From the listing below, pick out each line with the word "TypeScript".

• MATERIAL FOR THE TASK:
____________________
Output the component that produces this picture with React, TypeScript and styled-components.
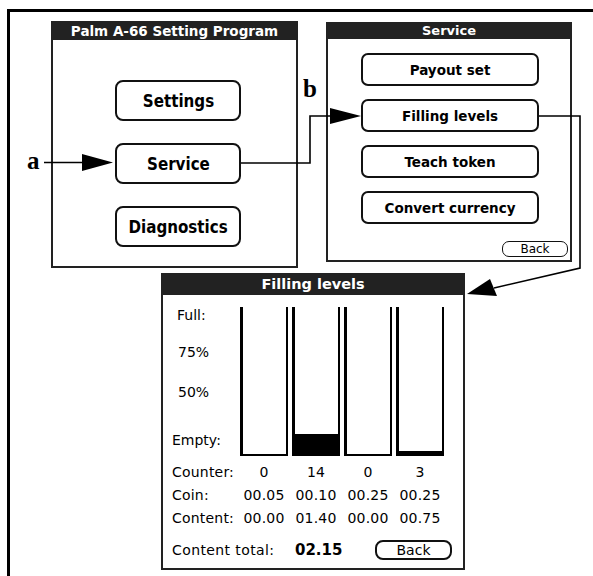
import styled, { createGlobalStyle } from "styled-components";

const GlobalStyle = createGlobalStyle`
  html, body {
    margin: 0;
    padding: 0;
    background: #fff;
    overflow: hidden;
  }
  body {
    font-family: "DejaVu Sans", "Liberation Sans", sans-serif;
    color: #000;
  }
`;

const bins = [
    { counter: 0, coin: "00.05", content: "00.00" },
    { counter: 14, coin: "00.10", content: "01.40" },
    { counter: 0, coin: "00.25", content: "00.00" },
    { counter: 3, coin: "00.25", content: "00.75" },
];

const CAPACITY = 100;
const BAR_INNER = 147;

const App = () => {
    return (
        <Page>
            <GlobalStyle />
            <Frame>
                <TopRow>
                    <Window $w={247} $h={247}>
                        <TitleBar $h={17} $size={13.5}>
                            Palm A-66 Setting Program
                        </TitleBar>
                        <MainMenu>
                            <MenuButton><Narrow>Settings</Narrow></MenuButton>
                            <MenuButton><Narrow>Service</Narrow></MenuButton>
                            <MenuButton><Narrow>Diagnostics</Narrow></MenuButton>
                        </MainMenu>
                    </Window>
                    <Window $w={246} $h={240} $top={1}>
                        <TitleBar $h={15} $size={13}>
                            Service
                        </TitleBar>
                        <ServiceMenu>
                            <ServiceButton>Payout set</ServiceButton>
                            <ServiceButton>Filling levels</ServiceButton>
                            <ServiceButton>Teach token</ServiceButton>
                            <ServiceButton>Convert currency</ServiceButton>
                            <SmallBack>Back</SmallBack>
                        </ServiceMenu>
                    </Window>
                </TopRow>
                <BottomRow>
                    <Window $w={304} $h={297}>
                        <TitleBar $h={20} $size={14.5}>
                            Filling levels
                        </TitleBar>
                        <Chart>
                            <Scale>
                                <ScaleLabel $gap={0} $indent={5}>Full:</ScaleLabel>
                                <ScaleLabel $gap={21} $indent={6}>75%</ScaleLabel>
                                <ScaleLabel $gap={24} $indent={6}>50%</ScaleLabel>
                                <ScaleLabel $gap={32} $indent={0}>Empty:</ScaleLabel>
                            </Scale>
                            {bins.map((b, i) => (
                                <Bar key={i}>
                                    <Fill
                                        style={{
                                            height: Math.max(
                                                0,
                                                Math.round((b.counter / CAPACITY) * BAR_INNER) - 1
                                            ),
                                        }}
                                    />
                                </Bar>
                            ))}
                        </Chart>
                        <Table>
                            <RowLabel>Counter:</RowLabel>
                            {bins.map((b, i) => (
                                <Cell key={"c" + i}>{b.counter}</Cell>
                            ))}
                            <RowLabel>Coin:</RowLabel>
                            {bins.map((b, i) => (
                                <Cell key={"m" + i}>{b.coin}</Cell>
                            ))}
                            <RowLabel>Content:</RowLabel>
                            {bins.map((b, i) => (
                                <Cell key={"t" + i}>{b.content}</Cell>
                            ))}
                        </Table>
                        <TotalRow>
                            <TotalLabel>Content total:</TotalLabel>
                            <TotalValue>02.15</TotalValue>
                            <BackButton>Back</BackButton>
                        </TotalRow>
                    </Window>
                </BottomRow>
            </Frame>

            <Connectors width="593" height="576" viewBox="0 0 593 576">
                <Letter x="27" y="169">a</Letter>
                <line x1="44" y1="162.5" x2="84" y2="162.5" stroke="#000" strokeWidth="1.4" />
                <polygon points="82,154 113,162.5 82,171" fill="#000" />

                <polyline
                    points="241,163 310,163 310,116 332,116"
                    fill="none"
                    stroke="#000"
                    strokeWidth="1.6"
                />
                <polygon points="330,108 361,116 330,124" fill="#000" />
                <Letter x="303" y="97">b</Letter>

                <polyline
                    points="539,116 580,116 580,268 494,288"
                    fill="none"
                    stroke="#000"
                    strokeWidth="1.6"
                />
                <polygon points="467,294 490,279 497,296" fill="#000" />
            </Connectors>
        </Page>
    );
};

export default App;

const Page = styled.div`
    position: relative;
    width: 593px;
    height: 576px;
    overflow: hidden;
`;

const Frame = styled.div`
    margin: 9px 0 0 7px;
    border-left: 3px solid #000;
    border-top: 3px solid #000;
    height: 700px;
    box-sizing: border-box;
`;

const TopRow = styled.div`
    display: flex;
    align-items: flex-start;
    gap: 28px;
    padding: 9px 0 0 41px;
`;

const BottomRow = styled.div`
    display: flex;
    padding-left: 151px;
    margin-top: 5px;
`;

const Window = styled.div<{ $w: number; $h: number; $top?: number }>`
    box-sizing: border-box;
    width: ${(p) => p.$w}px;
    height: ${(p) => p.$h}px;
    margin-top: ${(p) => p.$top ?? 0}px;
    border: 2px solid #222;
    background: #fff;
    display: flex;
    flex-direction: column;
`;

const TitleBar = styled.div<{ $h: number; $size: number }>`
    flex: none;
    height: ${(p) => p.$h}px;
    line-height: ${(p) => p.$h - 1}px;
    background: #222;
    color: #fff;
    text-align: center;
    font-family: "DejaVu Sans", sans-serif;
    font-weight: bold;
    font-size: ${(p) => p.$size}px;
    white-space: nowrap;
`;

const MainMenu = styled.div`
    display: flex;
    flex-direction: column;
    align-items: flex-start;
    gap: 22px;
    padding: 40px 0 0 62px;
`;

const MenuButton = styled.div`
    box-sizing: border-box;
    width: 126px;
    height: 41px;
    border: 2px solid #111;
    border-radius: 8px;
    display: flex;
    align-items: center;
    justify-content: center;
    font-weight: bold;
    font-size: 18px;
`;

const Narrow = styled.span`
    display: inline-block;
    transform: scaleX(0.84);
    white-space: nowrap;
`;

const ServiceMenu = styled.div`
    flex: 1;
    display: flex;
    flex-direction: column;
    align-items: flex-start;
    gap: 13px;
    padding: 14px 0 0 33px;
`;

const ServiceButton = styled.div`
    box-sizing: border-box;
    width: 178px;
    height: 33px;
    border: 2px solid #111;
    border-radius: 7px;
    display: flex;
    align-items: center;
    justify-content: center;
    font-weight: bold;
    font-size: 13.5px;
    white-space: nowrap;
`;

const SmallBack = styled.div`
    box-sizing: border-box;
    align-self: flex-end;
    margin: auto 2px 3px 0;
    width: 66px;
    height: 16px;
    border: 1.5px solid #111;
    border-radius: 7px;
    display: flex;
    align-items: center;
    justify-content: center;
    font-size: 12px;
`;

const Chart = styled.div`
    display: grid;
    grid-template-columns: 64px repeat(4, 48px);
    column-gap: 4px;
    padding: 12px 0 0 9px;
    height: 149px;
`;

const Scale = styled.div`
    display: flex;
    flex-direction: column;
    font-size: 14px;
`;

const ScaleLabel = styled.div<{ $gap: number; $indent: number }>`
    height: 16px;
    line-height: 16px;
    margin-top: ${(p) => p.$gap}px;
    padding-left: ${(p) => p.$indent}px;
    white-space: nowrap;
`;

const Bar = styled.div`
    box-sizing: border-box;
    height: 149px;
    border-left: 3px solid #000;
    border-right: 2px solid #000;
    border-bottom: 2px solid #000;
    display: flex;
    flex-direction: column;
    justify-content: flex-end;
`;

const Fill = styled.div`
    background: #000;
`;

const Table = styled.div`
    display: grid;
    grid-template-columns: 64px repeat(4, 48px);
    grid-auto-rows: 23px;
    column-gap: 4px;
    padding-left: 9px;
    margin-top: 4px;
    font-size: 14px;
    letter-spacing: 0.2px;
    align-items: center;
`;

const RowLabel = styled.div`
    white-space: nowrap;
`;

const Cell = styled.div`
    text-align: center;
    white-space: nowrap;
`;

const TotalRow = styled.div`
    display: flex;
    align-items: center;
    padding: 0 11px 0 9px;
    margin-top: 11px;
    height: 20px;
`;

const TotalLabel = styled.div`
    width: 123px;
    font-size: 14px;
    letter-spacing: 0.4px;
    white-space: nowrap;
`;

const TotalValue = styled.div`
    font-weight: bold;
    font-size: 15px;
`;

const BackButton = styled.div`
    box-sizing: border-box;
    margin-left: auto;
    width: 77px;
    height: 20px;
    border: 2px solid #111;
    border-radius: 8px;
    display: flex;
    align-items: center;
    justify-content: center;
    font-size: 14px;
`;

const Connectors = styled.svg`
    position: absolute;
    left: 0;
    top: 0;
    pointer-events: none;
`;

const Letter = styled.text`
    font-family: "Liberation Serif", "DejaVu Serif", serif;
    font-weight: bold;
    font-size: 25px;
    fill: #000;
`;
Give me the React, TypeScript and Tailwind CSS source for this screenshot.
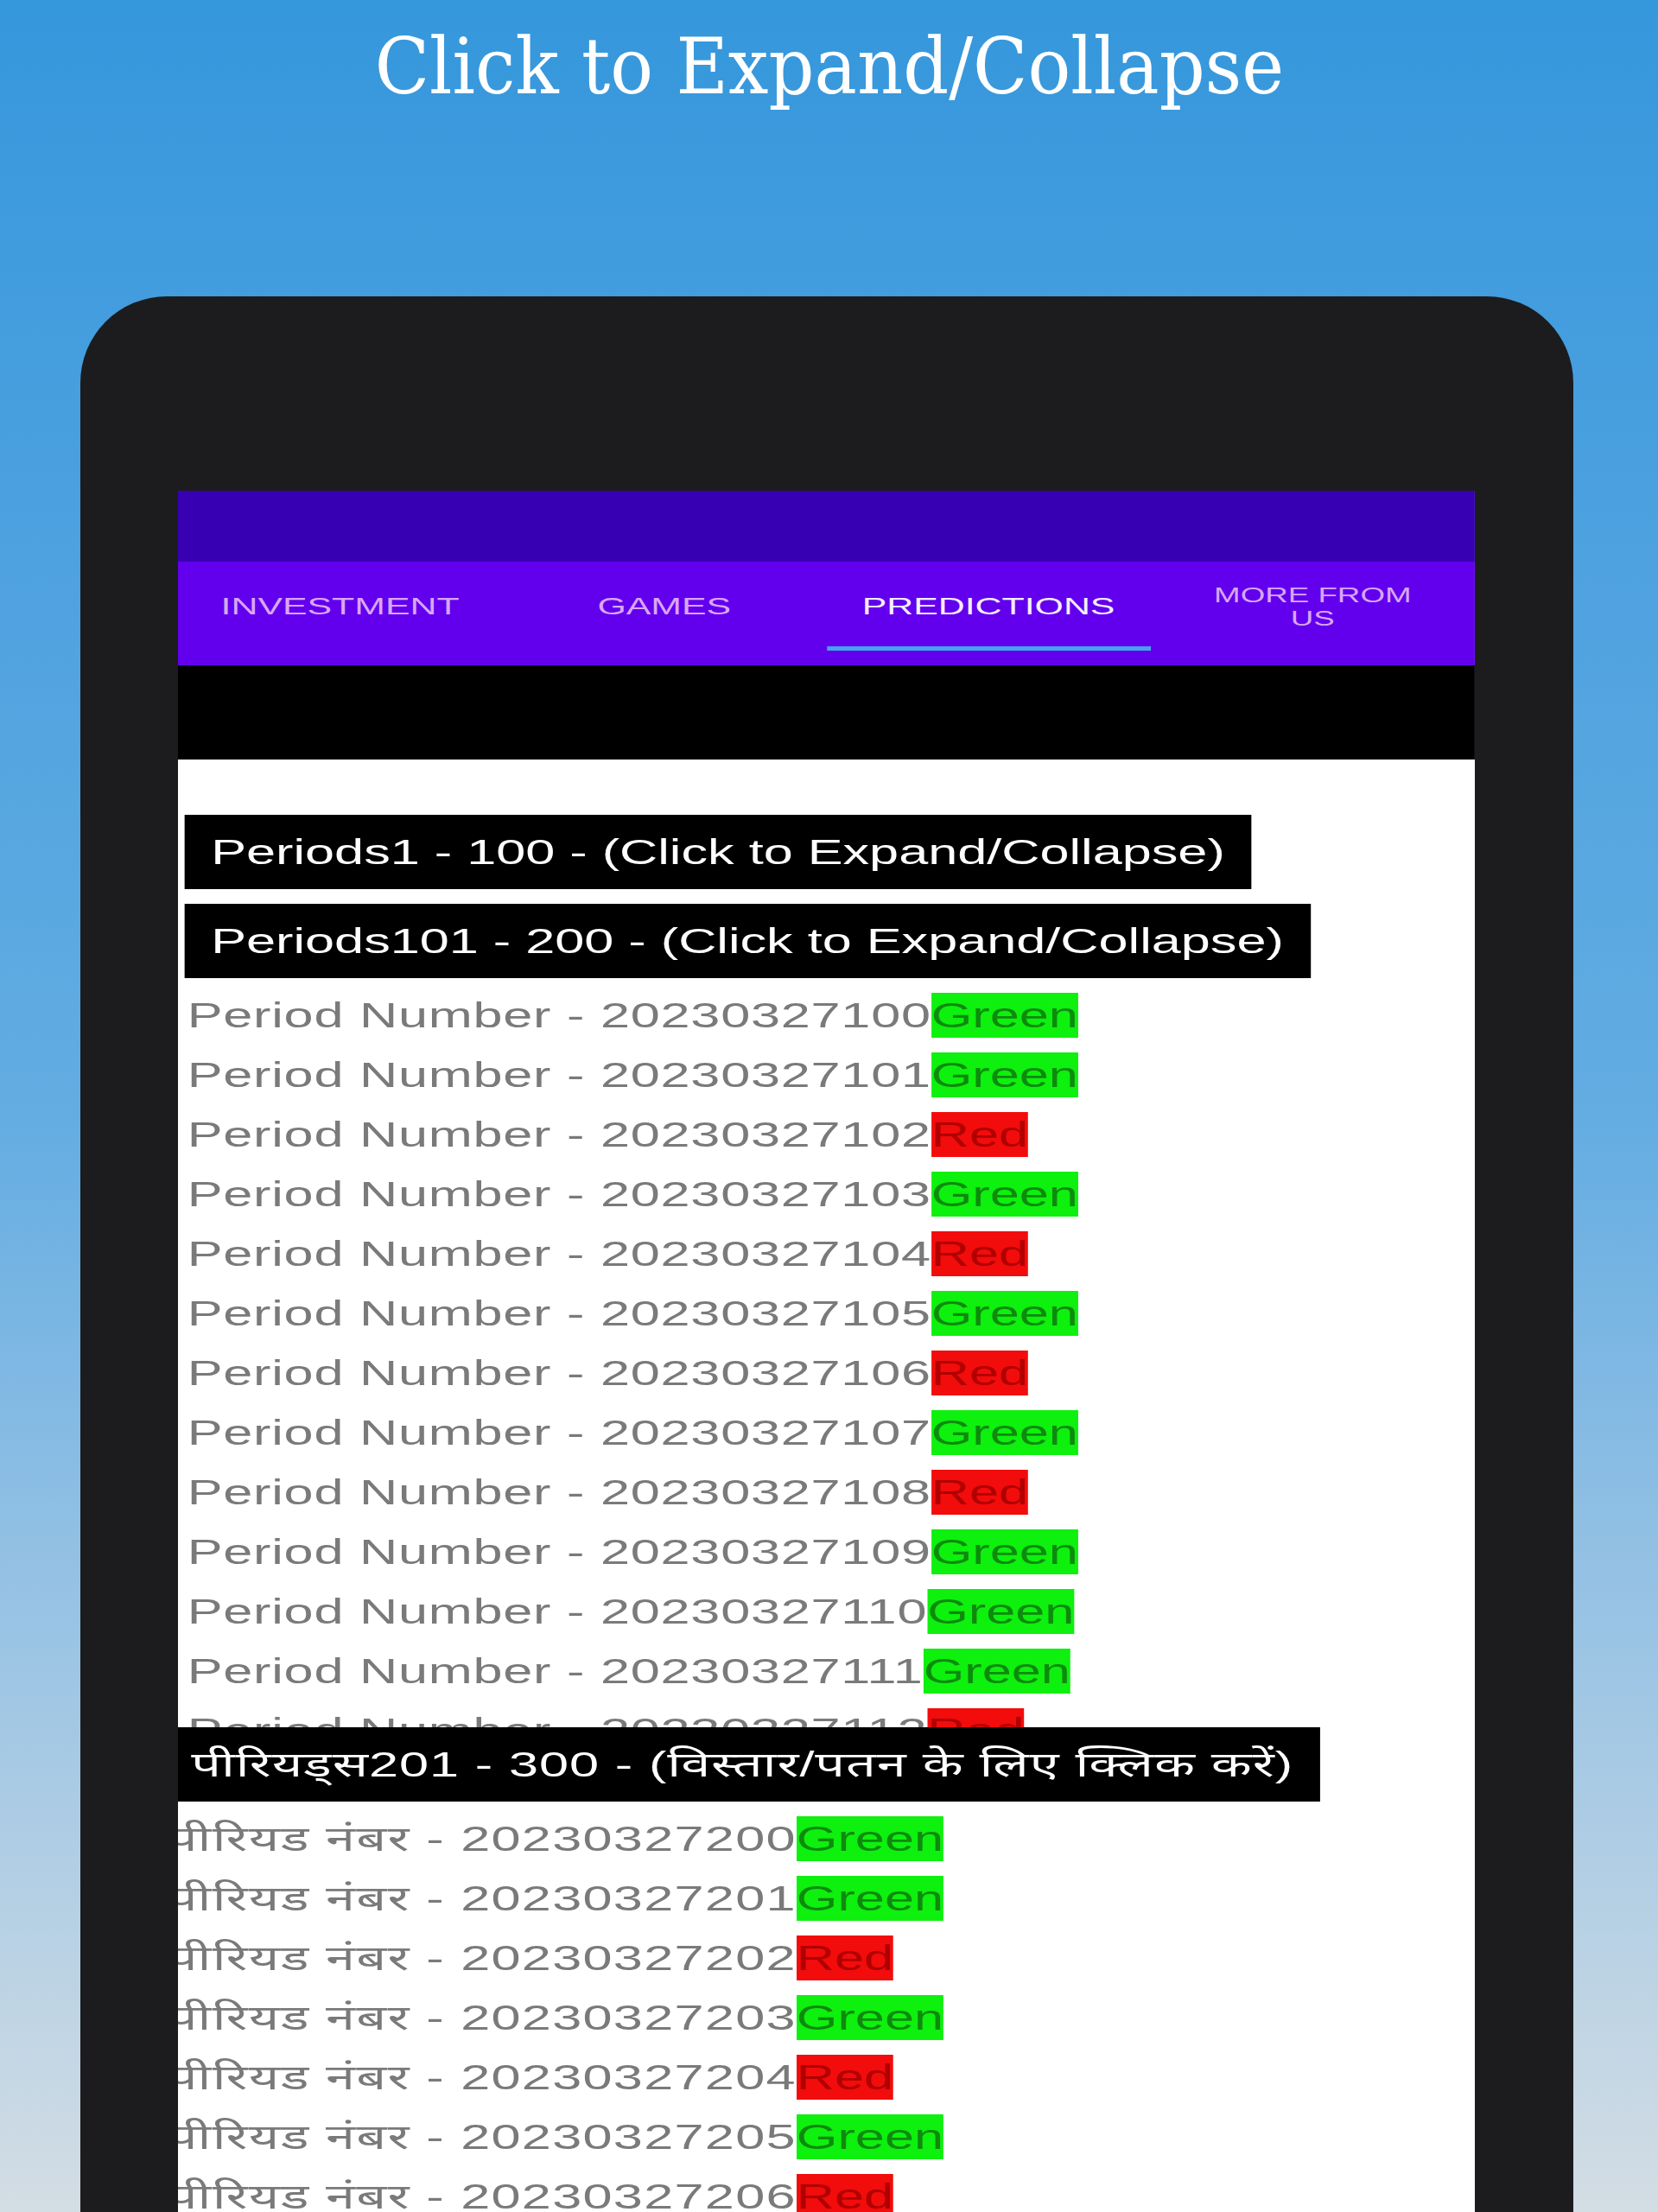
____________________
• SOLUTION:
Output the component that produces this picture with React, TypeScript and styled-components.
Give me the React, TypeScript and Tailwind CSS source for this screenshot.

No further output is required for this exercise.